Bring your own personality to the table and make sure that the program you’re crafting is an extension of your brand. You can also draw inspiration from other popular podcasts. Do some research and take notes on what they’re doing right and wrong. You can incorporate some of their best practices or avoid elements that you think fall short of a great experience for listeners.

Choose a Format

Think about what kind of format you want to explore as well. You can set up a panel of two or three experts to discuss a subject every week or act as host while different guests rotate in and out. An opening jingle can add some personality to the proceedings. You can also take questions from customers by reading tweets, posts or e-mails on air.

Find Great Software

Next, explore software options for recording.
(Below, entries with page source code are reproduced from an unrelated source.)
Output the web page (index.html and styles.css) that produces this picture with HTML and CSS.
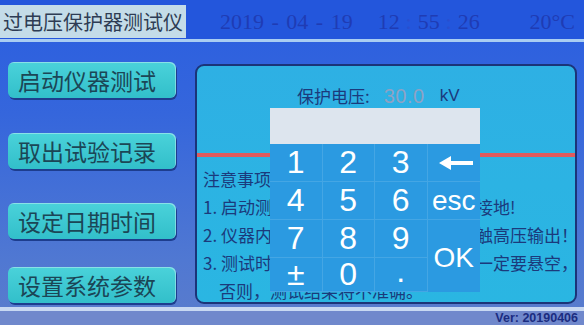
FILE: index.html
```html
<!DOCTYPE html>
<html lang="zh-CN">
<head>
<meta charset="utf-8">
<title>过电压保护器测试仪</title>
<link rel="stylesheet" href="styles.css">
</head>
<body>
<div class="screen">
  <header class="topbar">
    <div class="title">过电压保护器测试仪</div>
    <div class="date">2019 - 04 - 19</div>
    <div class="time">12<span class="colon">:</span>55<span class="colon">:</span>26</div>
    <div class="temp">20°C</div>
  </header>
  <div class="rule-top"></div>
  <main class="main">
    <nav class="menu">
      <div class="btn">启动仪器测试</div>
      <div class="btn">取出试验记录</div>
      <div class="btn">设定日期时间</div>
      <div class="btn">设置系统参数</div>
    </nav>
    <section class="panel">
      <div class="setting">
        <span class="label">保护电压:</span>
        <span class="value">30.0</span>
        <span class="unit">kV</span>
      </div>
      <div class="redline"></div>
      <div class="notes">
        <div class="note">注意事项：</div>
        <div class="note">1. 启动测试前，请先确认仪器已可靠接地!</div>
        <div class="note">2. 仪器内部带有高压，测试时请勿接触高压输出！</div>
        <div class="note">3. 测试时，被试品的高压端与接地端一定要悬空，</div>
        <div class="note cont">否则，测试结果将不准确。</div>
      </div>
      <div class="keypad">
        <div class="input"></div>
        <div class="keys">
          <div class="key">1</div>
          <div class="key">2</div>
          <div class="key">3</div>
          <div class="key"><svg class="arrow" width="34" height="14" viewBox="0 0 34 14"><polygon points="0,7 12,0 12,14" fill="#fff"/><rect x="10" y="5" width="24" height="4" fill="#fff"/></svg></div>
          <div class="key">4</div>
          <div class="key">5</div>
          <div class="key">6</div>
          <div class="key word">esc</div>
          <div class="key">7</div>
          <div class="key">8</div>
          <div class="key">9</div>
          <div class="key word ok">OK</div>
          <div class="key">±</div>
          <div class="key">0</div>
          <div class="key dot">.</div>
        </div>
      </div>
    </section>
  </main>
  <div class="rule-bottom"></div>
  <footer class="footer">Ver: 20190406</footer>
</div>
</body>
</html>
```

FILE: styles.css
```css
* { box-sizing: border-box; }
html, body { margin: 0; padding: 0; }
body {
  width: 584px;
  height: 325px;
  overflow: hidden;
  font-family: "Noto Sans CJK SC", "Noto Sans", sans-serif;
}
.screen {
  width: 584px;
  height: 325px;
  display: flex;
  flex-direction: column;
  background: linear-gradient(to bottom, #2a5ee0 0%, #3566dc 35%, #5078d2 80%, #5a7ccc 100%);
}

/* top bar */
.topbar {
  height: 39px;
  padding-top: 5px;
  display: flex;
  align-items: stretch;
  background: #2356dc;
  color: #1f3cb4;
}
.title {
  width: 186px;
  height: 33px;
  line-height: 33px;
  padding-left: 3px;
  font-size: 20px;
  color: #2e3c54;
  background: #c4dce8;
  white-space: nowrap;
}
.date, .time, .temp {
  font-family: "Liberation Serif", serif;
  font-size: 22px;
  line-height: 33px;
  white-space: nowrap;
}
.date { margin-left: 34px; word-spacing: 2px; }
.time { margin-left: 25px; }
.colon { color: #2a4ecf; display: inline-block; width: 18px; text-align: center; }
.temp { margin-left: auto; padding-right: 9px; }

.rule-top {
  height: 3px;
  background: #a9cdf2;
}

/* main */
.main {
  flex: 1;
  display: flex;
  padding: 20px 7px 0 8px;
}
.menu {
  width: 168px;
  display: flex;
  flex-direction: column;
}
.btn {
  height: 36px;
  line-height: 36px;
  padding-left: 10px;
  font-size: 23px;
  color: #1b4656;
  background: linear-gradient(to bottom, #4ad2da, #32bfca);
  border-radius: 6px;
  box-shadow: 1px 2px 0 #1d3d8e, inset -1px 1px 0 rgba(255,255,255,0.35);
  white-space: nowrap;
}
.btn:nth-child(2) { margin-top: 35px; }
.btn:nth-child(3) { margin-top: 34px; }
.btn:nth-child(4) { margin-top: 28px; }

.panel {
  position: relative;
  width: 382px;
  height: 240px;
  margin-top: 2px;
  margin-left: 19px;
  padding-top: 20px;
  background: linear-gradient(to bottom, #2eb0e4, #2ab6e2);
  border: 2px solid #1b3478;
  border-radius: 9px;
  color: #1b3a7c;
  overflow: hidden;
}
.setting {
  height: 20px;
  line-height: 20px;
  padding-left: 100px;
  display: flex;
  align-items: center;
  white-space: nowrap;
}
.label { font-size: 17px; }
.value {
  margin-left: 14px;
  font-family: "Liberation Sans", sans-serif;
  font-size: 20px;
  letter-spacing: 0.5px;
  color: #8ea2c4;
}
.unit {
  margin-left: 15px;
  font-family: "Liberation Sans", sans-serif;
  font-size: 17px;
}
.redline {
  height: 4px;
  margin-top: 47px;
  background: #e05a5c;
}
.notes {
  margin-top: 8px;
  padding-left: 6px;
  font-size: 17px;
  line-height: 28px;
  white-space: nowrap;
}
.note.cont { padding-left: 16px; }

/* keypad overlay */
.keypad {
  position: absolute;
  left: 73px;
  top: 42px;
  width: 210px;
  background: #2b9ae1;
}
.input {
  height: 36px;
  background: #dde5ee;
}
.keys {
  display: grid;
  grid-template-columns: repeat(4, 1fr);
  grid-template-rows: 38px 38px 38px 34px;
}
.key {
  display: flex;
  align-items: center;
  justify-content: center;
  font-family: "Liberation Sans", sans-serif;
  font-size: 32px;
  color: #fff;
  border-right: 1px solid rgba(255,255,255,0.12);
  border-bottom: 1px solid rgba(255,255,255,0.12);
}
.key:nth-child(4n) { border-right: none; }
.key.word { font-size: 28px; }
.key.ok {
  grid-column: 4;
  grid-row: 3 / span 2;
  border-bottom: none;
  padding-top: 4px;
}
.key.dot { padding-bottom: 6px; }
.arrow { display: block; margin-left: 4px; }

/* bottom */
.rule-bottom {
  height: 4px;
  background: #c8d8f2;
}
.footer {
  height: 14px;
  line-height: 14px;
  padding-right: 6px;
  text-align: right;
  font-family: "Liberation Sans", sans-serif;
  font-weight: bold;
  font-size: 12.5px;
  color: #1b2c80;
  background: #7088cc;
}
```
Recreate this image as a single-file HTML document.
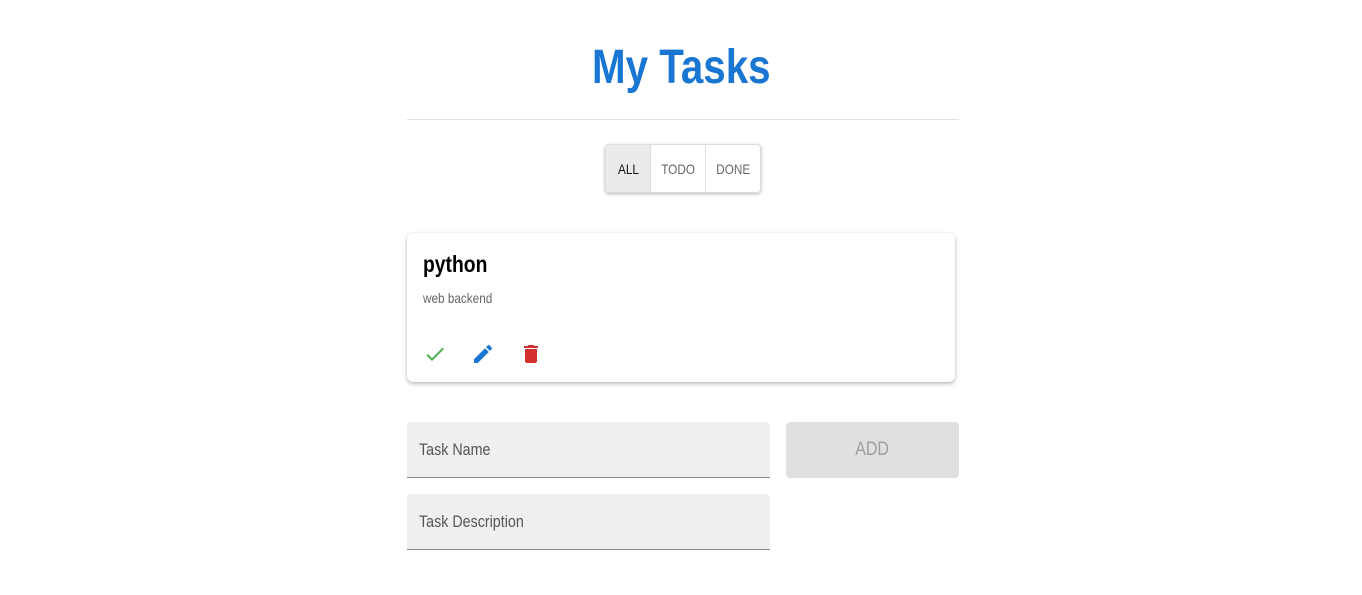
<!DOCTYPE html>
<html><head><meta charset="utf-8"><style>
*{box-sizing:border-box;margin:0;padding:0}
body{width:1362px;height:595px;background:#fff;font-family:"Liberation Sans",sans-serif;position:relative;overflow:hidden}
.n{display:inline-block;transform:scaleX(.84);transform-origin:left center;white-space:nowrap}
.nc{display:inline-block;transform:scaleX(.84);transform-origin:center center;white-space:nowrap}
h1{position:absolute;left:0;width:1362px;top:38px;text-align:center;color:#1976d2;font-size:48px;font-weight:bold;line-height:60px}
.hr{position:absolute;left:407px;width:552px;top:119px;border-top:1px solid #e0e0e0}
.tg{position:absolute;left:605px;top:144px;width:156px;height:49px;border-radius:4px;display:flex;box-shadow:0 1px 3px rgba(0,0,0,.3);overflow:hidden;border:1px solid #ddd}
.tg div{display:flex;align-items:center;justify-content:center;font-size:14px;color:#666}
.card{position:absolute;left:407px;top:233px;width:548px;height:149px;border-radius:6px;box-shadow:0 2px 4px rgba(0,0,0,.25),0 0 2px rgba(0,0,0,.08);background:#fff}
.card .t{position:absolute;left:16px;top:18px;font-size:23px;font-weight:bold;color:#000}
.card .d{position:absolute;left:16px;top:57px;font-size:14px;color:#666}
.f{position:absolute;left:407px;width:363px;height:56px;background:#efefef;border-bottom:1px solid #888;border-radius:4px 4px 0 0;padding:18px 12px;font-size:17px;color:#555}
.add{position:absolute;left:786px;top:422px;width:173px;height:56px;background:#e0e0e0;border-radius:4px;display:flex;align-items:center;justify-content:center;color:#9e9e9e;font-size:19px}
svg{position:absolute}
</style></head><body>
<h1><span class="nc">My Tasks</span></h1>
<div class="hr"></div>
<div class="tg"><div style="width:45px;background:#ebebeb;color:#111;border-right:1px solid #ddd"><span class="nc">ALL</span></div><div style="width:55px;border-right:1px solid #ddd"><span class="nc">TODO</span></div><div style="width:54px"><span class="nc">DONE</span></div></div>
<div class="card"><div class="t"><span class="n">python</span></div><div class="d"><span class="n">web backend</span></div>
<svg style="left:16px;top:109px" width="24" height="24" viewBox="0 0 24 24"><path fill="#4caf50" d="M9 16.17L4.83 12l-1.42 1.41L9 19 21 7l-1.41-1.41z"/></svg>
<svg style="left:64px;top:109px" width="24" height="24" viewBox="0 0 24 24"><path fill="#1976d2" d="M3 17.25V21h3.75L17.81 9.94l-3.75-3.75L3 17.25zM20.71 7.04c.39-.39.39-1.02 0-1.41l-2.34-2.34a.9959.9959 0 0 0-1.41 0l-1.830 1.83 3.75 3.75 1.83-1.83z"/></svg>
<svg style="left:112px;top:109px" width="24" height="24" viewBox="0 0 24 24"><path fill="#d32f2f" d="M6 19c0 1.1.9 2 2 2h8c1.1 0 2-.9 2-2V7H6v12zM19 4h-3.5l-1-1h-5l-1 1H5v2h14V4z"/></svg>
</div>
<div class="f" style="top:422px"><span class="n">Task Name</span></div>
<div class="add"><span class="nc">ADD</span></div>
<div class="f" style="top:494px"><span class="n">Task Description</span></div>
</body></html>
If you’re a Mac user, you might already have a great tool at your disposal. Mac computers come outfitted with Garageband, which is a pretty straightforward program for recording audio. It also lets you easily save sound files in an MP3 format, which is absolutely essential to reaching a large audience. Other formats won’t be as universally accessible as MP3’s. Some smartphones and tablets also come ready with sound recording programs. You can also find free editing and recording programs like Audacity.

Some other things you might consider are how often you want to podcast and whether or not you want to invest in any other kind of equipment. While a lot of devices have built in microphones, you might want to buy an external one for better quality. Meanwhile, scheduling podcasts helps you maintain a regular publication schedule and lets your audience know when to expect updates once you share your content online.